Advantages of group work include the efficiency of benefit to multiple group members of one member’s session. Often, the participants who play roles in a session or those in the non-participating audience find their issues getting triggered during someone else’s session. Also, participants benefit from the modeled social learning provided by observing other members’ coping strategies, resilience and triumphs.
Dream work is an ideal way to access the deep unconscious. In our dreams, the lowest parts of ourselves—the shadows, unacknowledged urges and unexpressed emotions—speak to us. So do the highest parts of ourselves—the denied aspirations, spiritual yearning and wise acceptance of life’s conflicts. Often, however, we need a supportive forum and a skilled facilitator to make sense of the messages our dreams are offering. In hypnotherapy or hypnotic psychodrama, we can invite those symbolic dream images to speak for themselves, just like we do with a sensation or symptom in the body: “Give it a voice and let it speak.” Then they take on a life of their own, no longer constricted to the exact script of the dream, but opened up to a dialogue with the individual whose unconscious presented him with the dream in the first place. Who better to elaborate the meaning and message of these dream figures than the one whose mind presented them? Not the therapist, and not a book on dream symbols. Probably not the everyday, conscious mind of the client either; the magic of working with dreams in this hypnotic trance state is the access it provides to the part of the mind which created and offered the dream in the first place, the client’s unconscious.
Sometimes a traumatic event is so intrusive and devastating that the ego experiences it as overwhelming. The threat is greater and the response is to create a more divisive split.
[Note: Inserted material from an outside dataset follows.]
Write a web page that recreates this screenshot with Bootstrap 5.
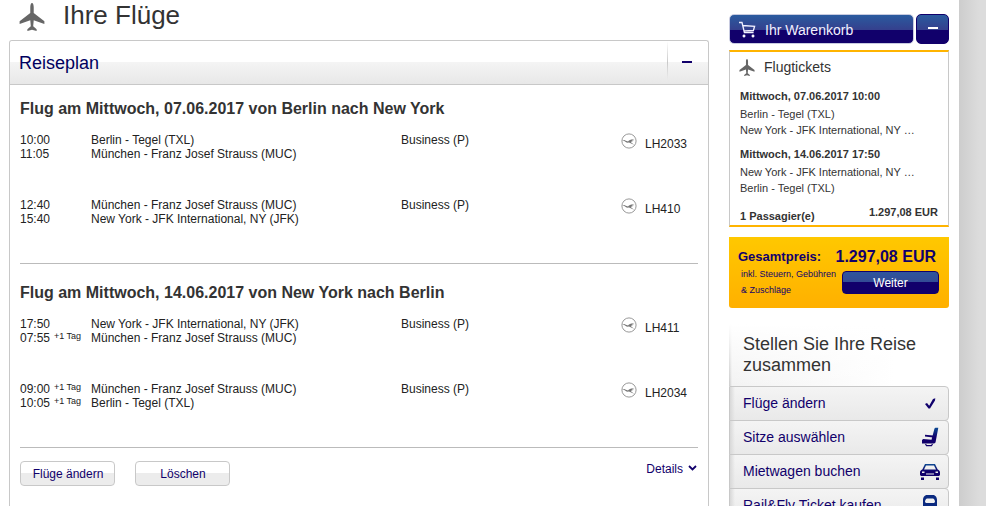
<!DOCTYPE html>
<html lang="de">
<head>
<meta charset="utf-8">
<meta name="viewport" content="width=device-width, initial-scale=1">
<title>Ihre Flüge</title>
<link href="https://cdn.jsdelivr.net/npm/bootstrap@5.3.0/dist/css/bootstrap.min.css" rel="stylesheet">
<style>
:root { --navy: #11006b; --line: #c8c8c8; --gold: #ffb400; --ink: #333; }
body { font-family: "Liberation Sans", Arial, sans-serif; font-size: 12px; line-height: 14px; color: var(--ink); background: #fff; }
a { color: var(--navy); text-decoration: none; }
h1, h2, h3 { margin: 0; color: var(--ink); }
.page-edge { flex: 0 0 27px; background: linear-gradient(90deg, #cdcdcd, #dcdcdc 75%); }
.sheet { padding: 0 10px 0 9px; gap: 20px; }
.page-title { height: 40px; padding: 0 10px; gap: 18px; }
.page-title h1 { font-size: 26px; font-weight: 400; line-height: 30px; }
.page-title svg { margin-top: 3px; }
.plan { border: 1px solid var(--line); border-bottom: 0; border-radius: 3px 3px 0 0; }
.plan-head { height: 44px; padding-left: 9px; border-bottom: 1px solid var(--line); border-radius: 3px 3px 0 0; background: linear-gradient(#fff 50%, #f4f4f4 50%, #e8e8e8); }
.plan-head h2 { font-size: 18px; font-weight: 400; color: #00005f; line-height: 22px; }
.plan-toggle { width: 41px; border: 0; padding: 0 2px 2px 0; background: linear-gradient(#fff0, #c8c8c8 50%, #fff0 90%) left / 1px 100% no-repeat; }
.dash { display: block; width: 10px; height: 2px; margin: 0 auto; background: var(--navy); }
.plan-body { padding: 14px 10px 0; }
.trip { border-bottom: 1px solid #bbb; }
.trip + .trip { padding-top: 19px; }
.trip h3 { font-size: 16px; font-weight: 700; line-height: 20px; margin-bottom: 14px; }
.flights { width: 100%; table-layout: fixed; color: #222; }
.flights td { height: 65px; padding: 0; vertical-align: top; }
.col-time { width: 71px; }
.col-class { width: 220px; }
.col-no { width: 77px; }
.clock { width: 34px; }
.plus-day { font-size: 9px; line-height: 11px; }
.flight-no { gap: 8px; }
.flight-no span { padding-top: 4px; }
.soft-btn { width: 95px; height: 25px; padding: 1px 0 0 1px; border: 1px solid var(--line); border-radius: 4px; font-size: 12px; line-height: 14px; color: var(--navy); background: linear-gradient(#fff 48%, #ececec 48%); }
.plan-foot { padding: 13px 0; }
.plan-foot .btn-pair { gap: 20px; }
.plan-foot a { padding-top: 1px; }
.side { flex: 0 0 220px; font-size: 11px; line-height: 16px; padding-top: 14px; }
.cart-head { gap: 2px; }
.cart-btn { height: 30px; border: 1px solid #c8cbe0; border-radius: 5px; padding: 2px 8px 0; gap: 9px; font-size: 14px; color: #f0f0ff; background: linear-gradient(#2a5b9f, #353f8d 54%, #11006b 54%); }
.cart-min { width: 33px; height: 30px; padding: 0; border: 1px solid var(--navy); border-radius: 5px; background: linear-gradient(#2a5b9f, #353f8d 54%, #11006b 54%); }
.cart-min .dash { background: #fff; margin-bottom: 3px; }
.cart-box { margin-top: 6px; padding: 7px 10px 0; border: solid var(--line); border-width: 0 1px; border-top: 2px solid var(--gold); border-bottom: 2px solid var(--gold); }
.cart-box h2 { font-size: 14px; font-weight: 400; line-height: 16px; }
.cart-kind { gap: 9px; margin: 0 0 12px -1px; }
.leg { margin-bottom: 8px; }
.leg strong { display: block; margin-bottom: 2px; }
.cart-sum { height: 21px; }
.cart-sum .pax { padding-top: 4px; }
.total { margin-top: 10px; padding: 10px 10px 10px 9px; border-radius: 0 0 3px 3px; color: var(--navy); background: linear-gradient(#ffc800, #ffb000); }
.total-row { line-height: 19px; font-size: 13px; padding-right: 3px; }
.total-row .sum { font-size: 16px; }
.fineprint { font-size: 9px; line-height: 16px; padding-left: 3px; white-space: nowrap; }
.go-btn { width: 97px; height: 23px; margin-top: 5px; padding: 0; border: 1px solid var(--navy); border-radius: 4px; font-size: 12px; color: #fff; background: linear-gradient(#2f559d, #334b95 48%, #11006b 48%); }
.build { margin-top: 16px; padding: 10px 14px; background: linear-gradient(#fff, #fff0), linear-gradient(90deg, #c8c8c8, #f3f3f3 3px, #fff 75%); }
.build h2 { font-size: 18px; font-weight: 400; line-height: 21px; }
.menu-item { height: 35px; margin-bottom: -1px; padding: 0 8px 1px 13px; font-size: 14px; border: 1px solid var(--line); border-radius: 0 4px 4px 0; background: linear-gradient(90deg, #d8d8d8, #d8d8d800 5px), linear-gradient(#f4f4f4, #e9e9e9); }
.menu-item:hover { color: var(--navy); }
</style>
<script src="https://cdn.jsdelivr.net/npm/bootstrap@5.3.0/dist/js/bootstrap.bundle.min.js"></script>
</head>
<body>
<svg class="d-none">
  <symbol id="plane" viewBox="0 0 24 26"><path d="M12 0c1 0 1.600 1.800 1.600 4v5.200L23.500 17v2.400L13.600 16l-.5 5.700 3.200 2.600V26L12 24.800 7.700 26v-1.700l3.200-2.600-.5-5.700L.5 19.400V17l9.900-7.800V4C10.400 1.800 11 0 12 0z" fill="#666"/></symbol>
  <symbol id="crane" viewBox="0 0 16 16"><circle cx="8" cy="8" r="7.100" fill="none" stroke="#999" stroke-width="1"/><path d="M1 7c2-.3 3.300.4 4.600 1L7 8.500c1-1.400 3.500-2.300 7-2.800l-3.500 1.500 2.600-.2-2.900 1.200 2 .1-2.500.8 3.300 2.600-5-2.100c-1.600.3-2.700-.1-3.600-.9C3.500 8 2.500 7.400 1 7z" fill="#777"/></symbol>
</svg>
<div class="d-flex vh-100 overflow-hidden">
  <div class="sheet d-flex flex-grow-1">
    <main class="d-flex flex-column flex-grow-1">
      <div class="page-title d-flex align-items-start">
        <svg width="26" height="28"><use href="#plane"/></svg>
        <h1>Ihre Flüge</h1>
      </div>
      <section class="plan flex-grow-1">
        <div class="plan-head d-flex justify-content-between">
          <h2 class="align-self-center">Reiseplan</h2>
          <button type="button" class="plan-toggle" aria-label="Reiseplan einklappen"><span class="dash"></span></button>
        </div>
        <div class="plan-body">
          <section class="trip">
            <h3>Flug am Mittwoch, 07.06.2017 von Berlin nach New York</h3>
            <table class="flights">
              <colgroup><col class="col-time"><col><col class="col-class"><col class="col-no"></colgroup>
              <tbody>
                <tr><td>10:00<br>11:05</td><td>Berlin - Tegel (TXL)<br>München - Franz Josef Strauss (MUC)</td><td>Business (P)</td>
                  <td><div class="flight-no d-flex"><svg width="16" height="16"><use href="#crane"/></svg><span>LH2033</span></div></td></tr>
                <tr><td>12:40<br>15:40</td><td>München - Franz Josef Strauss (MUC)<br>New York - JFK International, NY (JFK)</td><td>Business (P)</td>
                  <td><div class="flight-no d-flex"><svg width="16" height="16"><use href="#crane"/></svg><span>LH410</span></div></td></tr>
              </tbody>
            </table>
          </section>
          <section class="trip">
            <h3>Flug am Mittwoch, 14.06.2017 von New York nach Berlin</h3>
            <table class="flights">
              <colgroup><col class="col-time"><col><col class="col-class"><col class="col-no"></colgroup>
              <tbody>
                <tr><td><div>17:50</div><div class="d-flex"><span class="clock">07:55</span><span class="plus-day">+1 Tag</span></div></td><td>New York - JFK International, NY (JFK)<br>München - Franz Josef Strauss (MUC)</td><td>Business (P)</td>
                  <td><div class="flight-no d-flex"><svg width="16" height="16"><use href="#crane"/></svg><span>LH411</span></div></td></tr>
                <tr><td><div class="d-flex"><span class="clock">09:00</span><span class="plus-day">+1 Tag</span></div><div class="d-flex"><span class="clock">10:05</span><span class="plus-day">+1 Tag</span></div></td><td>München - Franz Josef Strauss (MUC)<br>Berlin - Tegel (TXL)</td><td>Business (P)</td>
                  <td><div class="flight-no d-flex"><svg width="16" height="16"><use href="#crane"/></svg><span>LH2034</span></div></td></tr>
              </tbody>
            </table>
          </section>
          <div class="plan-foot d-flex justify-content-between align-items-start">
            <div class="btn-pair d-flex">
              <button type="button" class="soft-btn">Flüge ändern</button>
              <button type="button" class="soft-btn">Löschen</button>
            </div>
            <a href="#" class="d-flex align-items-center gap-1">Details
              <svg width="11" height="10" viewBox="0 0 11 10"><path d="M2 2l3.500 3.500L9 2" fill="none" stroke="#11006b" stroke-width="1.800"/></svg></a>
          </div>
        </div>
      </section>
    </main>
    <aside class="side">
      <div class="cart-head d-flex">
        <button type="button" class="cart-btn d-flex align-items-center flex-grow-1">
          <svg width="18" height="18" viewBox="0 0 18 18" fill="none" stroke="#f0f0ff" stroke-width="1.300"><path d="M1 1.500h3l2.400 10h9.200M4.600 4.500l12 .8-1.200 4.200-9.500.4"/><circle cx="6" cy="15" r="1.200" fill="#fff" stroke-width=".6"/><circle cx="15" cy="15" r="1.200" fill="#fff" stroke-width=".6"/></svg>
          Ihr Warenkorb</button>
        <button type="button" class="cart-min" aria-label="Warenkorb einklappen"><span class="dash"></span></button>
      </div>
      <section class="cart-box">
        <div class="cart-kind d-flex">
          <svg width="16" height="17"><use href="#plane"/></svg>
          <h2>Flugtickets</h2>
        </div>
        <div class="leg"><strong>Mittwoch, 07.06.2017 10:00</strong>Berlin - Tegel (TXL)<br>New York - JFK International, NY …</div>
        <div class="leg"><strong>Mittwoch, 14.06.2017 17:50</strong>New York - JFK International, NY …<br>Berlin - Tegel (TXL)</div>
        <div class="cart-sum fw-bold d-flex justify-content-between"><span class="pax">1 Passagier(e)</span><span>1.297,08 EUR</span></div>
      </section>
      <section class="total">
        <div class="total-row fw-bold d-flex justify-content-between"><span>Gesamtpreis:</span><span class="sum">1.297,08 EUR</span></div>
        <div class="d-flex justify-content-between align-items-start">
          <div class="fineprint">inkl. Steuern, Gebühren<br>&amp; Zuschläge</div>
          <button type="button" class="go-btn">Weiter</button>
        </div>
      </section>
      <section class="build"><h2>Stellen Sie Ihre Reise zusammen</h2></section>
      <nav>
        <a href="#" class="menu-item d-flex align-items-center justify-content-between">Flüge ändern
          <svg width="20" height="20" viewBox="0 0 20 20"><path d="M5 11l2-1 2.200 2.800L13 6l2.300-.8-.3 2.300L10 15.500H8.500z" fill="#10006c"/></svg></a>
        <a href="#" class="menu-item d-flex align-items-center justify-content-between">Sitze auswählen
          <svg width="20" height="20" viewBox="0 0 20 20"><defs><linearGradient id="tint" x1="0" y1="0" x2="0" y2="1"><stop offset="0" stop-color="#0b4a92"/><stop offset=".6" stop-color="#11006b"/></linearGradient></defs><path d="M14.500 1.500l.8-.7h3L17.500 5l-2 10.500-1.300 1H2V13l1.200-1 8.300.8z" fill="url(#tint)"/><path d="M5 7.800l8 .8v1.800l-8-.8z" fill="#11006b"/><path d="M5.500 17l1 1.600h5l1-1.600" fill="none" stroke="#11006b" stroke-width="1.200"/></svg></a>
        <a href="#" class="menu-item d-flex align-items-center justify-content-between">Mietwagen buchen
          <svg width="20" height="20" viewBox="0 0 20 20"><path d="M5 3h10l2.700 5.500c1.500.5 2.300 1.500 2.300 3V14l-1 1H1l-1-1v-2.500c0-1.500.8-2.500 2.300-3zM6 4.500L4 8.500h12l-2-4z" fill="url(#tint)" fill-rule="evenodd"/><path d="M2 10.500h2.500V12H2zM15.500 10.500H18V12h-2.500zM6 12.500h8v1H6z" fill="#eee"/><path d="M1 16.500h3V19H1zM16 16.500h3V19h-3z" fill="#11006b"/></svg></a>
        <a href="#" class="menu-item d-flex align-items-center justify-content-between">Rail&amp;Fly Ticket kaufen
          <svg width="20" height="20" viewBox="0 0 20 20"><path d="M7 0h6c2.500 0 4 2.500 4 5v10l-3 3H6l-3-3V5c0-2.500 1.500-5 4-5zM7 3.500C5.500 4 5 5.500 5 7l1 1h8l1-1c0-1.500-.5-3-2-3.500z" fill="#0b2a80" fill-rule="evenodd"/></svg></a>
      </nav>
    </aside>
  </div>
  <div class="page-edge"></div>
</div>
</body>
</html>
As with the previous example of the child trapped alone in the house, this typically happens because options for physically getting to safety are not available, as can occur in war, natural disasters or the situation of adults abusing the children in their care, since children (as dependents) need to keep living with their caretakers. In this sort of instance, the “other” that is created cannot stay connected with the victim’s ego, serving as an ally like the shadow did. It must retreat deeper within, to unconscious levels.
Let’s return to the example of the abused child. As the soul begins to split away from control of some aspect of the ego or personality, that fragment of the personality is forced to align itself with something else to run the show…and it connects with someone “bigger than life” to try creating safety and to meet basic needs. We use the analogy of “running away to the circus” to describe this need. The aspect of the child created in this manner is called a complex and it has a core of the child’s essence, but it also has a much more forceful identity borrowed from circus characters from the “collective unconscious,” a term coined by Carl Jung. The personal unconscious is a gathering of experiences unique to each individual, while the collective unconscious collects and organizes those experiences that are common to all of us. The trauma state associated with this complex is much more autonomous from the ego than any shadow, so when it appears, it explodes into activation—suddenly, unexpectedly and with power. It “possesses” the individual and compels the ego to comply. The ego gives in immediately because the arrangement is intended to insure safety and survival. And for those who developed the complex as children, it’s been in place for as long as they can remember, in most cases.